This thesis investigated the radiation tolerance of neuromorphic architectures. This was triggered by the findings from the existing literature that neuromorphic architectures have good radiation tolerance. To improve on this radiation tolerance, we introduced online learning, an Spike-Dependent Synaptic Plasticity (SDSP) learning mechanism that runs unsupervised on the system and has the task of counteracting radiation influences.
To validate our approach, we needed to expose our architecture to radiation. To make a test target for this, we needed an FPGA, for which we selected a flash-based FPGA. The device we picked was the PolarFire® SoC FPGA Icicle Kit. We also had to choose an open-source neuromorphic architecture to place on that FPGA; for this, we did a design space exploration and selected the Online-learning Digital spiking Neuromorphic processor (ODIN) architecture due to its learning capabilities and its relatively small size. We then created monitoring logic around the neuromorphic implementation and created a test setup. We also had to train the neuromorphic architecture and configure the online learning parameters. We selected the MNIST dataset for training. The task of the neuromorphic architecture was to classify those images. The initial model training was done with Python, the resulting weights of this training were put on the FPGA and that gave us the starting point for radiation testing. We created a UART connection to the FPGA to configure the architecture, set up the weights, and also to send the images and retrieve the classification output.

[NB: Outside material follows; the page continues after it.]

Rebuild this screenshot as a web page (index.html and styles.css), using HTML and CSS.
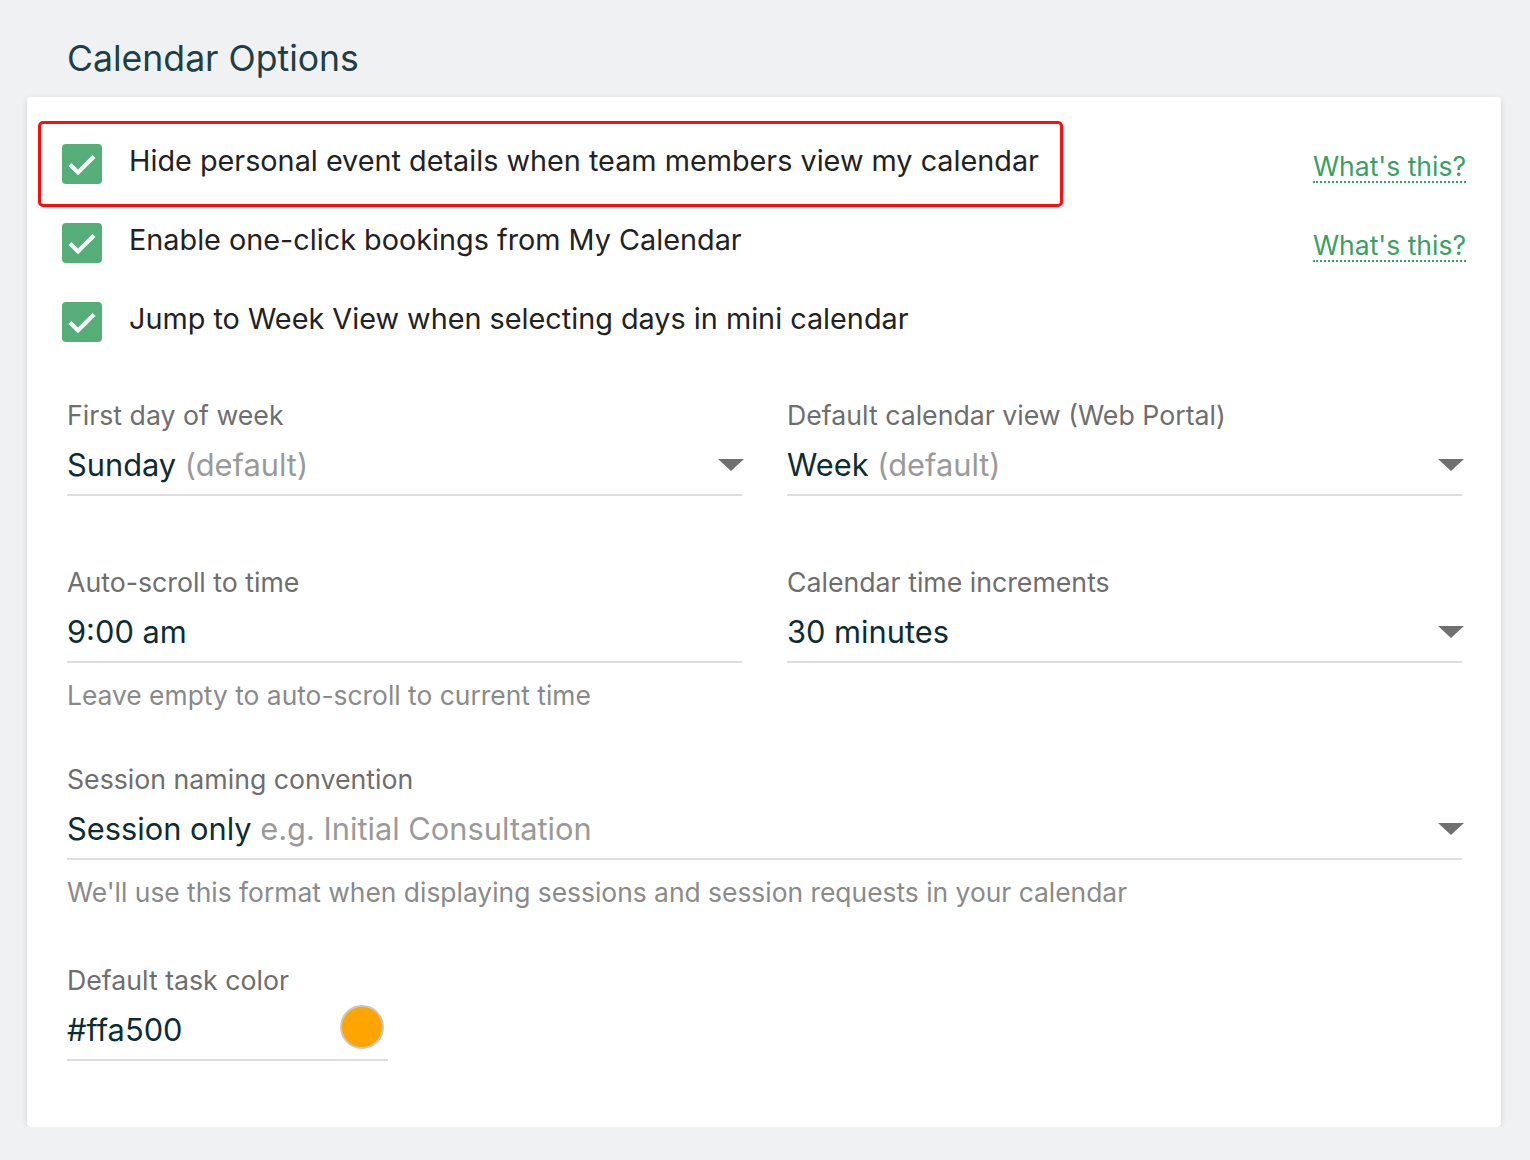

With our neuromorphic architecture setup on the FPGA device, we were able to test the architecture against radiation. We started with radiation beam testing at the ChipIR testing facility at Appleton Laboratory in the UK. This radiation beam allowed us to collect data about the radiation resistance of our system. We expanded the data collection by running a simulation based on the measured fault rate to get more information on radiation effects over a longer time period.
The ODIN architecture showed good radiation resistance without additional learning, but with added learning, the accuracy in the shorter runs decreased instead of increased. We ran additional simulations and found that over a longer period of time learning will have positive effects. We ran simulations until we had a completely failed system without learning. We did not see complete system failure with learning enabled, so this means that learning increases the time it will take for the system to completely fail by at least 175%. Therefore, while learning does not significantly contribute to preserving the system’s initial high level of accuracy against radiation effects, it is highly effective in substantially delaying the complete failure of the system.